Je ne parlais donc pas seulement des dispositifs spécifiques comme les congés bonifiés, même si plusieurs outils accessibles aux fonctionnaires en outre-mer et aux personnes originaires d'outre-mer en France métropolitaine ne sont pas complètement déconnectés de cette histoire. En effet, il s'est d'abord agi de bénéfices réservés aux métropolitains en poste en outre-mer, qui ont été étendus à la suite de luttes.

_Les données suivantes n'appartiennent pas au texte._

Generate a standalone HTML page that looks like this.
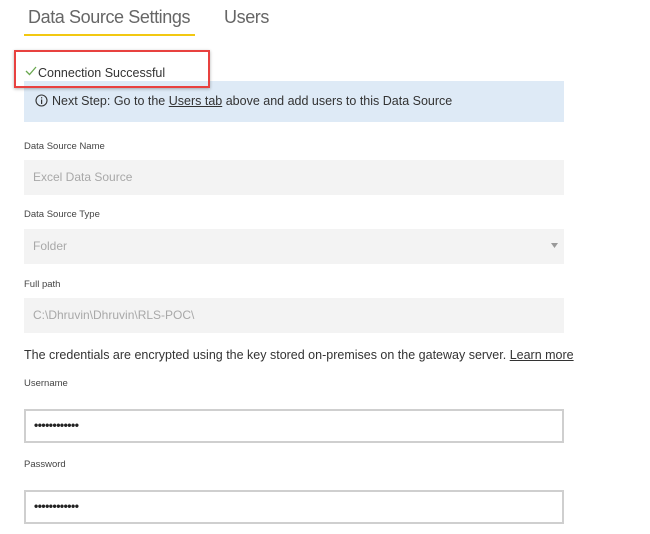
<!DOCTYPE html>
<html><head><style>
body{margin:0;width:650px;height:534px;background:#fff;font-family:"Liberation Sans",sans-serif;position:relative;overflow:hidden;color:#333}
.a{position:absolute;white-space:nowrap}
.lbl{font-size:9.5px;color:#444}
.box{position:absolute;left:24px;width:540px;height:35px;background:#f3f3f3;box-sizing:border-box}
.box span{position:absolute;left:9px;top:10px;font-size:12px;color:#a8a8a8}
.inp{position:absolute;left:24px;width:540px;height:34px;background:#fff;border:2px solid #cfcfcf;box-sizing:border-box}
.inp span{position:absolute;left:8px;top:7px;font-size:12px;letter-spacing:-0.5px;color:#222;font-weight:bold}
</style></head><body>
<div class="a" style="left:28px;top:7px;font-size:18px;letter-spacing:-0.4px;color:#666">Data Source Settings</div>
<div class="a" style="left:224px;top:7px;font-size:18px;letter-spacing:-0.4px;color:#666">Users</div>
<div class="a" style="left:24px;top:34px;width:171px;height:2px;background:#f2c811"></div>
<div class="a" style="left:24px;top:81px;width:540px;height:41px;background:#deeaf6"></div>
<div class="a" style="left:14px;top:50px;width:192px;height:34px;border:2px solid #e8413f;box-shadow:0 1px 3px rgba(0,0,0,.3)"></div>
<svg class="a" style="left:25px;top:66px" width="12" height="10"><path d="M1 5 L4.5 8.5 L11 1" stroke="#6aa84f" stroke-width="1.3" fill="none"/></svg>
<div class="a" style="left:38px;top:66px;font-size:12.5px;color:#333">Connection Successful</div>
<svg class="a" style="left:35px;top:94px" width="13" height="13"><circle cx="6.5" cy="6.5" r="5.5" stroke="#333" stroke-width="1.1" fill="none"/><rect x="6" y="5.5" width="1.2" height="4.5" fill="#333"/><rect x="6" y="3.2" width="1.2" height="1.2" fill="#333"/></svg>
<div class="a" style="left:52px;top:94px;font-size:12.5px;color:#333">Next Step: Go to the <u>Users tab</u> above and add users to this Data Source</div>
<div class="a lbl" style="left:24px;top:141px">Data Source Name</div>
<div class="box" style="top:160px"><span>Excel Data Source</span></div>
<div class="a lbl" style="left:24px;top:209px">Data Source Type</div>
<div class="box" style="top:229px"><span>Folder</span><svg style="position:absolute;left:527px;top:14px" width="7" height="5"><path d="M0 0 L7 0 L3.5 5Z" fill="#999"/></svg></div>
<div class="a lbl" style="left:24px;top:279px">Full path</div>
<div class="box" style="top:298px"><span>C:\Dhruvin\Dhruvin\RLS-POC\</span></div>
<div class="a" style="left:24px;top:348px;font-size:12.5px;color:#333">The credentials are encrypted using the key stored on-premises on the gateway server. <u>Learn more</u></div>
<div class="a lbl" style="left:24px;top:378px">Username</div>
<div class="inp" style="top:409px"><span>••••••••••••</span></div>
<div class="a lbl" style="left:24px;top:459px">Password</div>
<div class="inp" style="top:490px"><span>••••••••••••</span></div>
</body></html>
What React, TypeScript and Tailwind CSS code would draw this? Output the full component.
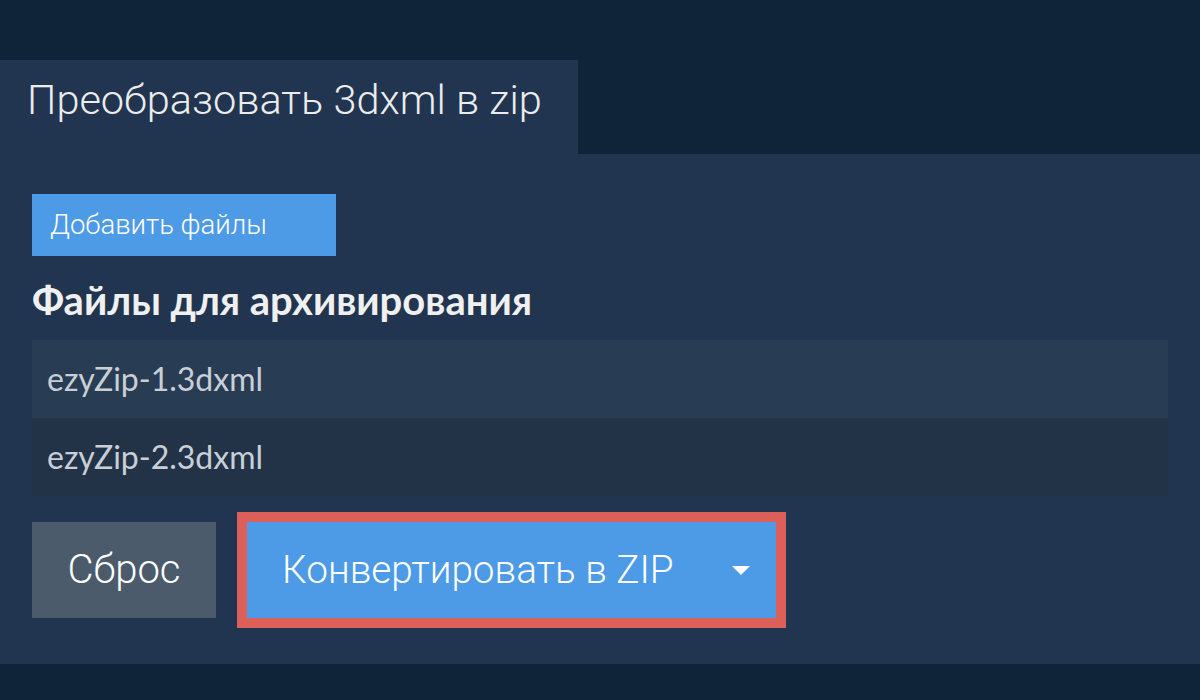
const files = ['ezyZip-1.3dxml', 'ezyZip-2.3dxml']

export default function App() {
  return (
    <div className="min-h-[700px] w-full bg-[#0f2339] pt-[60px] font-['Roboto',sans-serif]">
      <div className="flex">
        <div className="h-[94px] w-[578px] bg-[#213550] pl-[27px] pt-[14px]">
          <h1 className="text-[41.5px] font-light leading-[52px] text-[#ececec]">Преобразовать 3dxml в zip</h1>
        </div>
      </div>

      <div className="bg-[#213550] px-[32px] pt-[40px] pb-[36px]">
        <button className="h-[62px] w-[304px] bg-[#4d9ae6] pl-[18px] text-left text-[27.5px] font-light text-white">
          Добавить файлы
        </button>

        <h2 className="mt-[25px] font-['Lato',sans-serif] text-[40px] font-bold leading-[38px] text-[#f0f0f0]">
          Файлы для архивирования
        </h2>

        <ul className="mt-[21px] w-[1136px]">
          {files.map((name, i) => (
            <li
              key={name}
              className={`flex h-[78px] items-center pl-[15px] font-['Lato',sans-serif] text-[32px] text-[#c9cfd6] ${
                i === 0 ? 'bg-[#283d54]' : 'bg-[#223348]'
              }`}
            >
              {name}
            </li>
          ))}
        </ul>

        <div className="mt-[16px] flex items-center">
          <button className="h-[96px] w-[184px] bg-[#4b5b6b] text-[40px] font-light text-white">Сброс</button>
          <div className="ml-[21px] border-[10px] border-[#dc5f5a]">
            <button className="flex h-[96px] w-[529px] items-center bg-[#4d9ae6] pl-[35px] text-[38.7px] font-light text-white">
              <span>Конвертировать в ZIP</span>
              <svg className="ml-auto mr-[26px]" width="18" height="9" viewBox="0 0 18 9">
                <polygon points="0,0 18,0 9,9" fill="#ffffff" />
              </svg>
            </button>
          </div>
        </div>
      </div>
    </div>
  )
}
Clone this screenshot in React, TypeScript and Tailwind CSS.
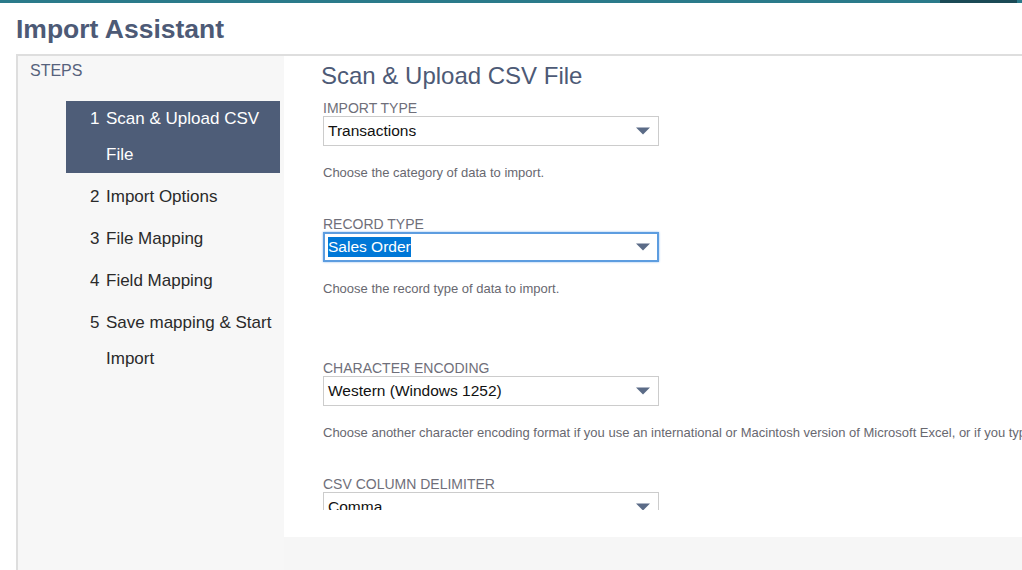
import React from 'react';

interface Field {
  label: string;
  value: string;
  help?: string;
  focused?: boolean;
}

const steps = [
  { n: '1', text: 'Scan & Upload CSV File', active: true },
  { n: '2', text: 'Import Options' },
  { n: '3', text: 'File Mapping' },
  { n: '4', text: 'Field Mapping' },
  { n: '5', text: 'Save mapping & Start Import' },
];

const Arrow = () => (
  <svg width="14" height="8" viewBox="0 0 14 8" className="shrink-0">
    <path d="M0 0.5 L14 0.5 L7 7.5 Z" fill="#5b6b87" />
  </svg>
);

const SelectBox: React.FC<{ value: string; focused?: boolean }> = ({ value, focused }) => (
  <div
    className={
      focused
        ? 'flex h-[30px] w-[336px] items-center justify-between border-2 border-[#5d9de0] bg-white pl-[3px] pr-[7px] shadow-[0_0_2px_#8cbcf0]'
        : 'flex h-[30px] w-[336px] items-center justify-between border border-[#cccccc] bg-white pl-[4px] pr-[8px]'
    }
  >
    <span
      className={
        focused
          ? 'bg-[#0078d7] text-[15.5px] leading-[20px] text-white'
          : 'text-[15.5px] leading-[20px] text-[#111]'
      }
    >
      {value}
    </span>
    <Arrow />
  </div>
);

const FieldBlock: React.FC<{ field: Field; className?: string }> = ({ field, className }) => (
  <div className={className}>
    <div className="h-4 text-[14px] uppercase leading-4 text-[#6f6f7a]">{field.label}</div>
    <SelectBox value={field.value} focused={field.focused} />
    {field.help && (
      <div className="mt-5 whitespace-nowrap text-[13px] leading-[14px] text-[#686870]">{field.help}</div>
    )}
  </div>
);

export default function App() {
  return (
    <div
      className="h-[570px] w-screen overflow-hidden bg-white"
      style={{ fontFamily: '"Liberation Sans", Arial, sans-serif' }}
    >
      {/* top bar */}
      <div className="flex h-[3px]">
        <div className="w-[940px] bg-[#2a7a8a]" />
        <div className="w-[77px] bg-[#1b4a56]" />
        <div className="flex-1 bg-[#2a7a8a]" />
      </div>

      <h1 className="ml-4 pt-[10px] text-[26.5px] font-bold leading-[32px] text-[#4d5a76]">Import Assistant</h1>

      <div className="ml-4 mt-[9px] flex h-[516px] border-l-2 border-t-2 border-[#dedede] bg-[#f6f6f6]">
        {/* steps sidebar */}
        <div className="w-[266px] shrink-0 bg-[#f7f7f7] pt-[5px]">
          <div className="pl-3 text-[16px] leading-5 text-[#56627c]">STEPS</div>
          <div className="ml-12 mr-1 mt-5 flex flex-col gap-[6px]">
            {steps.map((s) => (
              <div
                key={s.n}
                className={
                  s.active
                    ? 'flex bg-[#4e5d78] pl-6 text-[17px] leading-[36px] text-white'
                    : 'flex pl-6 text-[17px] leading-[36px] text-[#2a2a2a]'
                }
              >
                <span className="w-4 shrink-0">{s.n}</span>
                <span>{s.text}</span>
              </div>
            ))}
          </div>
        </div>

        {/* main panel */}
        <div className="h-[481px] flex-1 bg-white">
          <div className="h-[454px] overflow-hidden">
            <h2 className="pl-[37px] pt-[6px] text-[24px] leading-[28px] text-[#4d5a76]">Scan &amp; Upload CSV File</h2>
            <div className="pl-[39px] pt-[10px]">
              <FieldBlock
                field={{
                  label: 'Import Type',
                  value: 'Transactions',
                  help: 'Choose the category of data to import.',
                }}
              />
              <FieldBlock
                className="mt-9"
                field={{
                  label: 'Record Type',
                  value: 'Sales Order',
                  help: 'Choose the record type of data to import.',
                  focused: true,
                }}
              />
              <FieldBlock
                className="mt-16"
                field={{
                  label: 'Character Encoding',
                  value: 'Western (Windows 1252)',
                  help: 'Choose another character encoding format if you use an international or Macintosh version of Microsoft Excel, or if you type data in a language other than English.',
                }}
              />
              <FieldBlock className="mt-9" field={{ label: 'CSV Column Delimiter', value: 'Comma' }} />
            </div>
          </div>
        </div>
      </div>
    </div>
  );
}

Je parlais particulièrement de la manière dont la population était sélectionnée, placée dans certains canaux pour intégrer certaines administrations et pouvait faire l'objet de formations particulières, à l'aune de catégorisations pratiquées par des agences d'État. Des travaux sont menés, par exemple, sur l'accès aux logements HLM pour les personnes venues d'outre-mer. Le BUMIDOM devait parfois se battre pour expliquer aux agences qu'il s'agissait de citoyens français qui, pour défendre leur droit à accéder à un logement, pouvaient aussi entrer dans des formes de catégorisations raciales. Les travaux sociologiques portant sur l'attribution de logements sociaux montrent comment des populations ont été catégorisées, et comment des familles ont pu être empêchées de vivre dans certains immeubles au motif que l'on pensait avoir atteint une sorte de seuil de tolérance. Ces phénomènes sont bien documentés.
Pour revenir sur ce que vous disiez à propos de Kamel Daoud, il est important de connaître l'histoire longue, mais aussi de voir qu'une partie des revendications qui ont à voir avec l'histoire ont pour origine la tension qui existe dans notre pays entre la manière dont on apprend les principes républicains et la réalité de l'expérience des gens et de ce qu'ils peuvent savoir de l'histoire. C'est un enjeu historique important, mais ce n'est pas seulement un enjeu historique.
Il est très important d'avoir le regard de Kamel Daoud, et aussi de comprendre que les questions posées ne sont pas seulement d'ordre historique. Elles sont adressées à la société et aux politiques, davantage qu'aux historiens.